I have seen two books for measure theory, viz, Rudin's, and Lieb and Loss, "Analysis".
Both use some kind of Riesz representation theorem machinery to construct Lebesgue measure.
Is there a more "direct" construction, and if so, what is a source?
I have seen two books for measure theory, viz, Rudin's, and Lieb and Loss, "Analysis".
Both use some kind of Riesz representation theorem machinery to construct Lebesgue measure.
Is there a more "direct" construction, and if so, what is a source?
The answer is, of course, yes. The other usual construction of the Lebesgue measure starts with the concept of outer measure. Then you introduce Caratheodory's definition of measurable set, and you develop the whole theory. This approach is presented in a clean way in Royden's book, Real analysis.
While the approach based on Riesz' representation theorem is good for the purposes of functional analysis and PDE theory, the second approach is useful for geometric measure theory, also called "italian measure theory". Moreover, Rudin's definition is rather abstract in nature, and students usually do not understand that the underlying idea is that of covering sets with intervals and summing up their lengths.
The most popular way is constructing it using the Caratheodory extension theorem, from Lebesgue outer measure. This approach is not very intuitive, but is a very powerful and general way for constructing measures.

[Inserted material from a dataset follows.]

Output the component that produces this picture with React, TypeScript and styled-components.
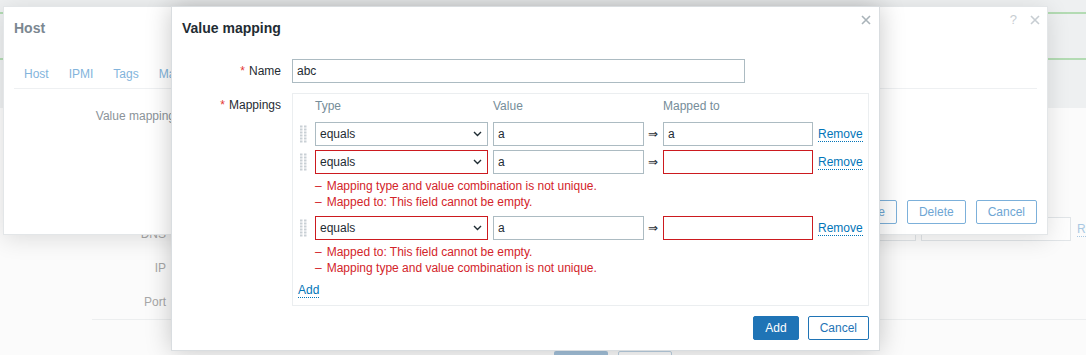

An even more direct construction and essentially the one developed by Lebesgue himself defines Lebesgue measurable sets to be the ones that can be well approximated (in terms of outer measure) by open sets from the outside and by closed sets from the inside and shows that Lebesgue outer measure applied to these sets is an actual measure. You find this approach in A Radical Approach to Lebesgue's Theory of Integration by Bressoud and Real Analysis: Measure Theory, Integration, and Hilbert Spaces by Stein and Shakarchi.